Assembling the three lines of evidence was a huge task. But wiring them together for a unified prediction was even tougher, Marvel says. The team used Bayesian statistics to churn through its assembled data, which allowed the researchers to test how their assumptions influence the results. “The real advantage” of Bayesian statistics, Tierney says, is how it allows uncertainties at each stage to feed into a final result. Co-authors often butted heads, Marvel says. “It was such a long and painful process.” The final range represents a 66% confidence interval, matching IPCC’s traditional “likely” range.
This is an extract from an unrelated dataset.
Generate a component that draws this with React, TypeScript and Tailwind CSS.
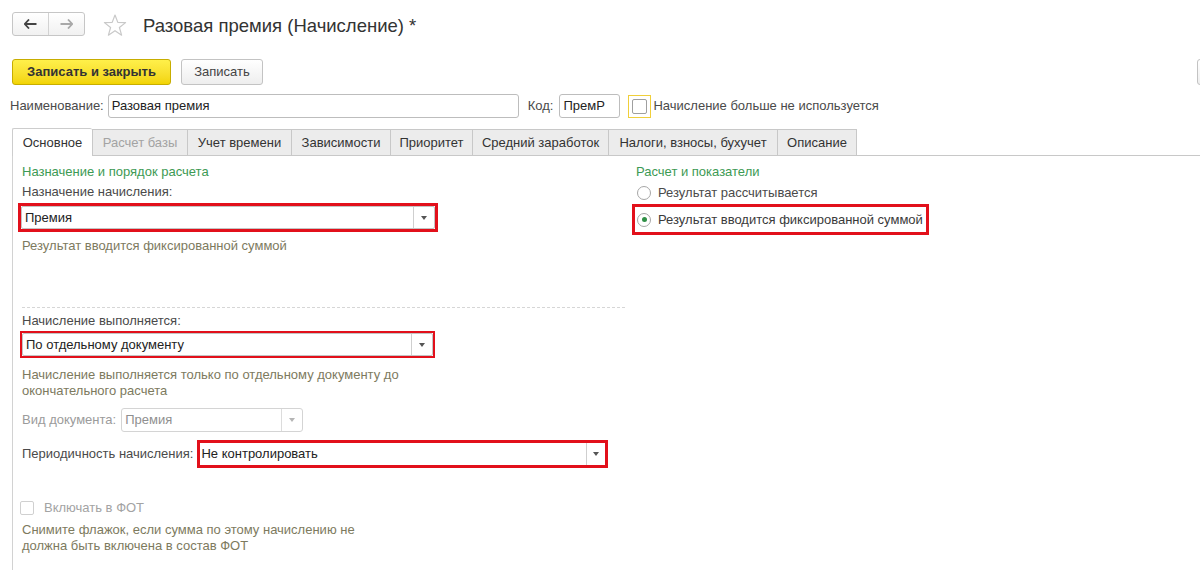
import React from "react";

const Arrow = ({ disabled }: { disabled?: boolean }) => (
  <svg width="6" height="4" viewBox="0 0 6 4" className="shrink-0">
    <path d="M0 0 L6 0 L3 4 Z" fill={disabled ? "#b5b5b5" : "#555"} />
  </svg>
);

function Dropdown({ text, width, disabled }: { text: string; width: number; disabled?: boolean }) {
  return (
    <div
      className={`flex h-[23px] items-stretch rounded-[2px] border bg-white ${disabled ? "border-[#d4d4d4]" : "border-[#c4c4c4]"}`}
      style={{ width }}
    >
      <div className={`flex flex-1 items-center pl-[3px] ${disabled ? "text-[#8f8f8f]" : "text-[#222]"}`}>{text}</div>
      <div className={`flex w-[21px] items-center justify-center border-l ${disabled ? "border-[#d8d8d8]" : "border-[#cfcfcf]"}`}>
        <Arrow disabled={disabled} />
      </div>
    </div>
  );
}

function Radio({ checked }: { checked?: boolean }) {
  return (
    <span className="flex h-[14px] w-[14px] shrink-0 items-center justify-center rounded-full border border-[#a6a6a6] bg-white">
      {checked && <span className="h-[5px] w-[5px] rounded-full bg-[#2f8f46]" />}
    </span>
  );
}

const tabs = [
  { label: "Основное", w: 80, active: true },
  { label: "Расчет базы", w: 95, disabled: true },
  { label: "Учет времени", w: 104 },
  { label: "Зависимости", w: 99 },
  { label: "Приоритет", w: 82 },
  { label: "Средний заработок", w: 136 },
  { label: "Налоги, взносы, бухучет", w: 169 },
  { label: "Описание", w: 80 },
];

export default function App() {
  return (
    <div className="h-[570px] w-[1200px] overflow-hidden bg-white font-['Liberation_Sans',Arial,sans-serif] text-[13px] leading-[16px] text-[#4a4a4a]">
      {/* header */}
      <div className="mt-[12px] flex h-[24px] items-center pl-[12px]">
        <div className="flex h-[24px] w-[73px] rounded-[3px] border border-[#c6c6c6] bg-gradient-to-b from-white to-[#f1f1f1]">
          <div className="flex w-[36px] items-center justify-center border-r border-[#d2d2d2]">
            <svg width="13" height="10" viewBox="0 0 13 10">
              <path d="M5 0.5 L0.8 5 L5 9.5" fill="none" stroke="#444" strokeWidth="1.8" />
              <path d="M1 5 H12.5" stroke="#444" strokeWidth="2" />
            </svg>
          </div>
          <div className="flex flex-1 items-center justify-center">
            <svg width="13" height="10" viewBox="0 0 13 10">
              <path d="M8 0.5 L12.2 5 L8 9.5" fill="none" stroke="#a9a9a9" strokeWidth="1.8" />
              <path d="M0.5 5 H12" stroke="#a9a9a9" strokeWidth="2" />
            </svg>
          </div>
        </div>
        <svg width="24" height="23" viewBox="0 0 24 23" className="ml-[18px] mt-[2px]">
          <path
            d="M12 1 L14.8 8.4 L22.6 8.6 L16.4 13.5 L18.6 21.2 L12 16.7 L5.4 21.2 L7.6 13.5 L1.4 8.6 L9.2 8.4 Z"
            fill="none"
            stroke="#c9c9c9"
            strokeWidth="1.2"
            strokeLinejoin="round"
          />
        </svg>
        <div className="ml-[16px] mt-[3px] text-[18.5px] text-[#333]">Разовая премия (Начисление) *</div>
      </div>

      {/* command bar */}
      <div className="mt-[23px] flex h-[26px] items-center pl-[12px]">
        <button className="flex h-[26px] w-[159px] items-center justify-center rounded-[3px] border border-[#c7ad00] bg-gradient-to-b from-[#fff04a] to-[#f2d400] text-[13px] font-bold text-[#333]">
          Записать и закрыть
        </button>
        <button className="ml-[10px] flex h-[26px] w-[82px] items-center justify-center rounded-[3px] border border-[#c3c3c3] bg-gradient-to-b from-white to-[#eeeeee] text-[#444]">
          Записать
        </button>
        <div className="flex-1" />
        <div className="mr-[-30px] h-[26px] w-[33px] shrink-0 rounded-[3px] border border-[#c3c3c3] bg-gradient-to-b from-white to-[#eeeeee]" />
      </div>

      {/* name row */}
      <div className="mt-[9px] flex h-[24px] items-center">
        <span className="ml-[10px]">Наименование:</span>
        <div className="ml-[4px] flex h-[24px] w-[411px] items-center rounded-[3px] border border-[#bdbdbd] pl-[3px] text-[#222]">
          Разовая премия
        </div>
        <span className="ml-[9px]">Код:</span>
        <div className="ml-[6px] flex h-[24px] w-[61px] items-center rounded-[3px] border border-[#bdbdbd] pl-[3px] text-[#222]">
          ПремР
        </div>
        <div className="ml-[8px] flex h-[23px] w-[23px] items-center justify-center border border-[#f0cf3a]">
          <span className="h-[15px] w-[15px] rounded-[2px] border border-[#9f9f9f] bg-white" />
        </div>
        <span className="ml-[2px]">Начисление больше не используется</span>
      </div>

      {/* tabs */}
      <div className="mt-[10px] flex h-[28px] items-end pl-[12px]">
        {tabs.map((t, i) => (
          <div
            key={t.label}
            style={{ width: t.w }}
            className={`flex shrink-0 items-center justify-center border-l border-t ${i === tabs.length - 1 ? "border-r" : ""} ${
              t.active
                ? "h-[28px] rounded-t-[2px] border-[#cdcdcd] bg-white text-[#333]"
                : "h-[27px] border-b border-[#c8c8c8] bg-[#ececec] " + (t.disabled ? "text-[#a3a3a3]" : "text-[#333]")
            }`}
          >
            {t.label}
          </div>
        ))}
        <div className="h-[27px] flex-1 border-b border-[#c8c8c8]" />
      </div>

      {/* content */}
      <div className="flex">
        <div className="ml-[12px] h-[420px] w-[620px] shrink-0 border-l border-[#d2d2d2] pl-[9px]">
          <div className="mt-[8px] text-[#3d9a54]">Назначение и порядок расчета</div>
          <div className="mt-[4px]">Назначение начисления:</div>
          <div className="ml-[-4px] mt-[3px] w-fit border-[3px] border-[#e2101b] bg-white">
            <Dropdown text="Премия" width={414} />
          </div>
          <div className="mt-[6px] text-[#7d7a5e]">Результат вводится фиксированной суммой</div>
          <div className="mt-[53px] w-[603px] border-t border-dashed border-[#d6d6d6]" />
          <div className="mt-[5px]">Начисление выполняется:</div>
          <div className="ml-[-2px] mt-[2px] w-fit border-2 border-[#e2101b] bg-white">
            <Dropdown text="По отдельному документу" width={411} />
          </div>
          <div className="mt-[9px] w-[400px] text-[#7d7a5e]">
            Начисление выполняется только по отдельному документу до окончательного расчета
          </div>
          <div className="mt-[9px] flex h-[24px] items-center">
            <span className="text-[#9b9b9b]">Вид документа:</span>
            <div className="ml-[5px]">
              <div className="flex h-[24px] w-[182px] items-stretch rounded-[3px] border border-[#d4d4d4] bg-white">
                <div className="flex flex-1 items-center pl-[3px] text-[#8f8f8f]">Премия</div>
                <div className="flex w-[21px] items-center justify-center border-l border-[#dcdcdc]">
                  <Arrow disabled />
                </div>
              </div>
            </div>
          </div>
          <div className="mt-[8px] flex h-[28px] items-center">
            <span>Периодичность начисления:</span>
            <div className="ml-[4px] border-[3px] border-[#e2101b] bg-white">
              <div className="flex h-[22px] w-[405px] items-stretch bg-white">
                <div className="flex flex-1 items-center pl-[1px] text-[#222]">Не контролировать</div>
                <div className="flex w-[19px] items-center justify-center border-l border-[#cfcfcf]">
                  <Arrow />
                </div>
              </div>
            </div>
          </div>
          <div className="mt-[32px] flex h-[16px] items-center">
            <span className="ml-[-2px] h-[14px] w-[14px] rounded-[2px] border border-[#d0d0d0] bg-white" />
            <span className="ml-[10px] text-[#a3a3a3]">Включать в ФОТ</span>
          </div>
          <div className="mt-[6px] w-[340px] text-[#7d7a5e]">
            Снимите флажок, если сумма по этому начислению не должна быть включена в состав ФОТ
          </div>
        </div>

        <div className="flex-1">
          <div className="mt-[8px] pl-[4px] text-[#3d9a54]">Расчет и показатели</div>
          <div className="mt-[5px] flex h-[16px] items-center pl-[5px]">
            <Radio />
            <span className="ml-[7px]">Результат рассчитывается</span>
          </div>
          <div className="mt-[3px] flex h-[31px] w-[297px] items-center border-[3px] border-[#e2101b] pl-[2px]">
            <Radio checked />
            <span className="ml-[7px] text-[#3a3a3a]">Результат вводится фиксированной суммой</span>
          </div>
        </div>
      </div>
    </div>
  );
}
The WCRP team also calculated a 90% confidence interval, which ranges from 2.3°C to 4.7°C, leaving a slight chance of a warming above 5°C.

Either way, the report has a simple takeaway, Sherwood says: A doubling of COall but guarantees warming of more than 2°C. “Three major lines of evidence are all very difficult to reconcile with the lower end of climate sensitivity.”

In recent years, another uncertainty in the climate future has also narrowed: Global emissions seem unlikely to reach the worst-case scenarios IPCC helped craft 15 years ago, ruling out some forecasts of extreme warming. “We’re light-years ahead of where we were in 1979,” says Reto Knutti, a co-author and climate scientist at ETH Zurich.

Unfortunately, the years of work needed to attain that certainty came with a cost: 4 decades of additional emissions and global warming, unabated.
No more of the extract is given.